■ Given problem ■
Leave out the pictures; transcribe all else exactly.

■ Source data ■
============================================================

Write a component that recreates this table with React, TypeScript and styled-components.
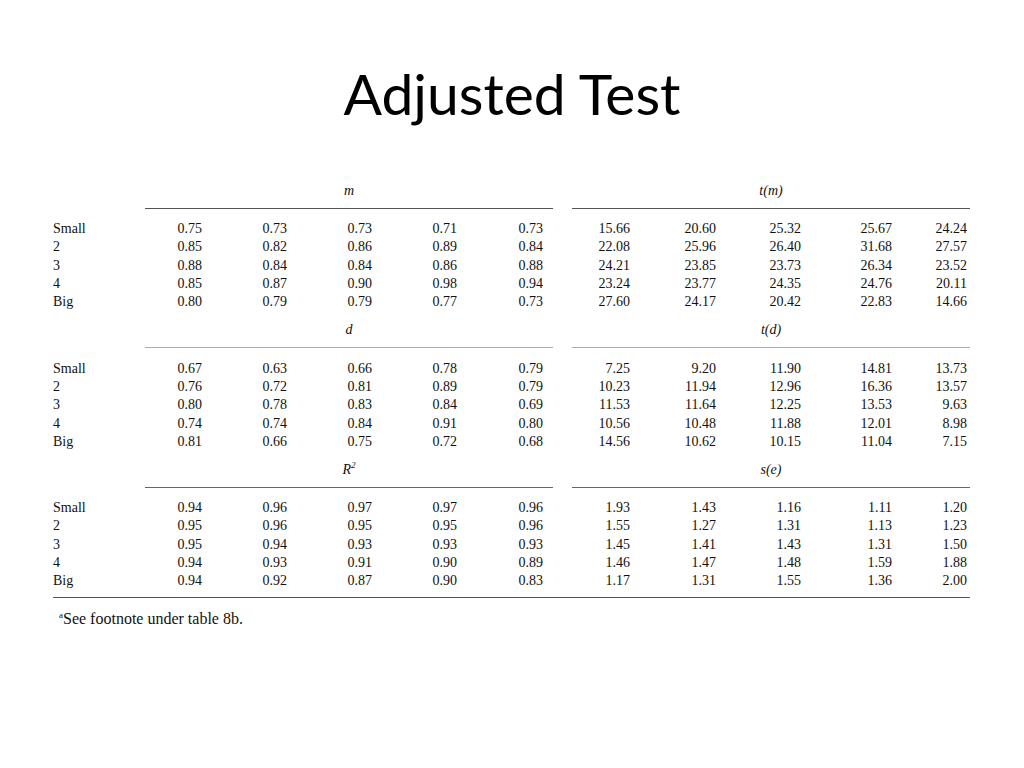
import React from 'react';
import styled, { createGlobalStyle } from 'styled-components';

const GlobalStyle = createGlobalStyle`
  html, body {
    margin: 0;
    padding: 0;
    background: #ffffff;
  }
`;

const Slide = styled.div`
  width: 1024px;
  height: 768px;
  background: #ffffff;
  overflow: hidden;
`;

const Title = styled.h1`
  margin: 0;
  padding-top: 63px;
  height: 172px;
  box-sizing: border-box;
  text-align: center;
  font-family: Lato, 'Open Sans', sans-serif;
  font-weight: 400;
  font-size: 57px;
  line-height: 60px;
  color: #000;
`;

const Table = styled.div`
  margin-left: 53px;
  width: 917px;
  font-family: 'Liberation Serif', 'Times New Roman', serif;
  color: #111;
`;

const GroupHeader = styled.div`
  display: grid;
  grid-template-columns: 92px 408px 19px 398px;
  padding-top: 10px;
`;

const HeaderCell = styled.div<{ $col: number; $line: string }>`
  grid-column: ${p => p.$col};
  height: 18px;
  text-align: center;
  font-style: italic;
  font-size: 14px;
  line-height: 18px;
  padding-bottom: 8px;
  border-bottom: 1px solid ${p => p.$line};
`;

const Sup = styled.sup`
  font-size: 9px;
  line-height: 0;
`;

const Rows = styled.div`
  margin-top: 11px;
`;

const Row = styled.div`
  display: grid;
  grid-template-columns: 92px 57px 85px 85px 85px 86px 87px 86px 85px 91px 75px;
  height: 18.3px;
  align-items: center;
  font-size: 14px;
  line-height: 18px;
`;

const Label = styled.div`
  text-align: left;
`;

const Value = styled.div`
  text-align: right;
`;

const BottomRule = styled.div`
  margin-top: 7px;
  width: 917px;
  border-top: 1px solid #555;
`;

const Footnote = styled.div`
  margin-top: 12px;
  margin-left: 6px;
  font-size: 16px;
  line-height: 18px;
`;

interface Group {
  left: React.ReactNode;
  right: React.ReactNode;
  line: string;
  rows: string[][];
}

const sizes = ['Small', '2', '3', '4', 'Big'];

const groups: Group[] = [
  {
    left: 'm',
    right: 't(m)',
    line: '#555',
    rows: [
      ['0.75', '0.73', '0.73', '0.71', '0.73', '15.66', '20.60', '25.32', '25.67', '24.24'],
      ['0.85', '0.82', '0.86', '0.89', '0.84', '22.08', '25.96', '26.40', '31.68', '27.57'],
      ['0.88', '0.84', '0.84', '0.86', '0.88', '24.21', '23.85', '23.73', '26.34', '23.52'],
      ['0.85', '0.87', '0.90', '0.98', '0.94', '23.24', '23.77', '24.35', '24.76', '20.11'],
      ['0.80', '0.79', '0.79', '0.77', '0.73', '27.60', '24.17', '20.42', '22.83', '14.66'],
    ],
  },
  {
    left: 'd',
    right: 't(d)',
    line: '#aaa',
    rows: [
      ['0.67', '0.63', '0.66', '0.78', '0.79', '7.25', '9.20', '11.90', '14.81', '13.73'],
      ['0.76', '0.72', '0.81', '0.89', '0.79', '10.23', '11.94', '12.96', '16.36', '13.57'],
      ['0.80', '0.78', '0.83', '0.84', '0.69', '11.53', '11.64', '12.25', '13.53', '9.63'],
      ['0.74', '0.74', '0.84', '0.91', '0.80', '10.56', '10.48', '11.88', '12.01', '8.98'],
      ['0.81', '0.66', '0.75', '0.72', '0.68', '14.56', '10.62', '10.15', '11.04', '7.15'],
    ],
  },
  {
    left: (
      <>
        R<Sup>2</Sup>
      </>
    ),
    right: 's(e)',
    line: '#666',
    rows: [
      ['0.94', '0.96', '0.97', '0.97', '0.96', '1.93', '1.43', '1.16', '1.11', '1.20'],
      ['0.95', '0.96', '0.95', '0.95', '0.96', '1.55', '1.27', '1.31', '1.13', '1.23'],
      ['0.95', '0.94', '0.93', '0.93', '0.93', '1.45', '1.41', '1.43', '1.31', '1.50'],
      ['0.94', '0.93', '0.91', '0.90', '0.89', '1.46', '1.47', '1.48', '1.59', '1.88'],
      ['0.94', '0.92', '0.87', '0.90', '0.83', '1.17', '1.31', '1.55', '1.36', '2.00'],
    ],
  },
];

const App: React.FC = () => {
  return (
    <>
      <GlobalStyle />
      <Slide>
        <Title>Adjusted Test</Title>
        <Table>
          {groups.map((group, gi) => (
            <div key={gi}>
              <GroupHeader>
                <HeaderCell $col={2} $line={group.line}>{group.left}</HeaderCell>
                <HeaderCell $col={4} $line={group.line}>{group.right}</HeaderCell>
              </GroupHeader>
              <Rows>
                {group.rows.map((values, ri) => (
                  <Row key={ri}>
                    <Label>{sizes[ri]}</Label>
                    {values.map((v, vi) => (
                      <Value key={vi}>{v}</Value>
                    ))}
                  </Row>
                ))}
              </Rows>
            </div>
          ))}
          <BottomRule />
          <Footnote>
            <Sup>a</Sup>See footnote under table 8b.
          </Footnote>
        </Table>
      </Slide>
    </>
  );
};

export default App;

============================================================

■ In response ■
Write a component that recreates this table with React, TypeScript and styled-components.
import React from 'react';
import styled, { createGlobalStyle } from 'styled-components';

const GlobalStyle = createGlobalStyle`
  html, body {
    margin: 0;
    padding: 0;
    background: #ffffff;
  }
`;

const Slide = styled.div`
  width: 1024px;
  height: 768px;
  background: #ffffff;
  overflow: hidden;
`;

const Title = styled.h1`
  margin: 0;
  padding-top: 63px;
  height: 172px;
  box-sizing: border-box;
  text-align: center;
  font-family: Lato, 'Open Sans', sans-serif;
  font-weight: 400;
  font-size: 57px;
  line-height: 60px;
  color: #000;
`;

const Table = styled.div`
  margin-left: 53px;
  width: 917px;
  font-family: 'Liberation Serif', 'Times New Roman', serif;
  color: #111;
`;

const GroupHeader = styled.div`
  display: grid;
  grid-template-columns: 92px 408px 19px 398px;
  padding-top: 10px;
`;

const HeaderCell = styled.div<{ $col: number; $line: string }>`
  grid-column: ${p => p.$col};
  height: 18px;
  text-align: center;
  font-style: italic;
  font-size: 14px;
  line-height: 18px;
  padding-bottom: 8px;
  border-bottom: 1px solid ${p => p.$line};
`;

const Sup = styled.sup`
  font-size: 9px;
  line-height: 0;
`;

const Rows = styled.div`
  margin-top: 11px;
`;

const Row = styled.div`
  display: grid;
  grid-template-columns: 92px 57px 85px 85px 85px 86px 87px 86px 85px 91px 75px;
  height: 18.3px;
  align-items: center;
  font-size: 14px;
  line-height: 18px;
`;

const Label = styled.div`
  text-align: left;
`;

const Value = styled.div`
  text-align: right;
`;

const BottomRule = styled.div`
  margin-top: 7px;
  width: 917px;
  border-top: 1px solid #555;
`;

const Footnote = styled.div`
  margin-top: 12px;
  margin-left: 6px;
  font-size: 16px;
  line-height: 18px;
`;

interface Group {
  left: React.ReactNode;
  right: React.ReactNode;
  line: string;
  rows: string[][];
}

const sizes = ['Small', '2', '3', '4', 'Big'];

const groups: Group[] = [
  {
    left: 'm',
    right: 't(m)',
    line: '#555',
    rows: [
      ['0.75', '0.73', '0.73', '0.71', '0.73', '15.66', '20.60', '25.32', '25.67', '24.24'],
      ['0.85', '0.82', '0.86', '0.89', '0.84', '22.08', '25.96', '26.40', '31.68', '27.57'],
      ['0.88', '0.84', '0.84', '0.86', '0.88', '24.21', '23.85', '23.73', '26.34', '23.52'],
      ['0.85', '0.87', '0.90', '0.98', '0.94', '23.24', '23.77', '24.35', '24.76', '20.11'],
      ['0.80', '0.79', '0.79', '0.77', '0.73', '27.60', '24.17', '20.42', '22.83', '14.66'],
    ],
  },
  {
    left: 'd',
    right: 't(d)',
    line: '#aaa',
    rows: [
      ['0.67', '0.63', '0.66', '0.78', '0.79', '7.25', '9.20', '11.90', '14.81', '13.73'],
      ['0.76', '0.72', '0.81', '0.89', '0.79', '10.23', '11.94', '12.96', '16.36', '13.57'],
      ['0.80', '0.78', '0.83', '0.84', '0.69', '11.53', '11.64', '12.25', '13.53', '9.63'],
      ['0.74', '0.74', '0.84', '0.91', '0.80', '10.56', '10.48', '11.88', '12.01', '8.98'],
      ['0.81', '0.66', '0.75', '0.72', '0.68', '14.56', '10.62', '10.15', '11.04', '7.15'],
    ],
  },
  {
    left: (
      <>
        R<Sup>2</Sup>
      </>
    ),
    right: 's(e)',
    line: '#666',
    rows: [
      ['0.94', '0.96', '0.97', '0.97', '0.96', '1.93', '1.43', '1.16', '1.11', '1.20'],
      ['0.95', '0.96', '0.95', '0.95', '0.96', '1.55', '1.27', '1.31', '1.13', '1.23'],
      ['0.95', '0.94', '0.93', '0.93', '0.93', '1.45', '1.41', '1.43', '1.31', '1.50'],
      ['0.94', '0.93', '0.91', '0.90', '0.89', '1.46', '1.47', '1.48', '1.59', '1.88'],
      ['0.94', '0.92', '0.87', '0.90', '0.83', '1.17', '1.31', '1.55', '1.36', '2.00'],
    ],
  },
];

const App: React.FC = () => {
  return (
    <>
      <GlobalStyle />
      <Slide>
        <Title>Adjusted Test</Title>
        <Table>
          {groups.map((group, gi) => (
            <div key={gi}>
              <GroupHeader>
                <HeaderCell $col={2} $line={group.line}>{group.left}</HeaderCell>
                <HeaderCell $col={4} $line={group.line}>{group.right}</HeaderCell>
              </GroupHeader>
              <Rows>
                {group.rows.map((values, ri) => (
                  <Row key={ri}>
                    <Label>{sizes[ri]}</Label>
                    {values.map((v, vi) => (
                      <Value key={vi}>{v}</Value>
                    ))}
                  </Row>
                ))}
              </Rows>
            </div>
          ))}
          <BottomRule />
          <Footnote>
            <Sup>a</Sup>See footnote under table 8b.
          </Footnote>
        </Table>
      </Slide>
    </>
  );
};

export default App;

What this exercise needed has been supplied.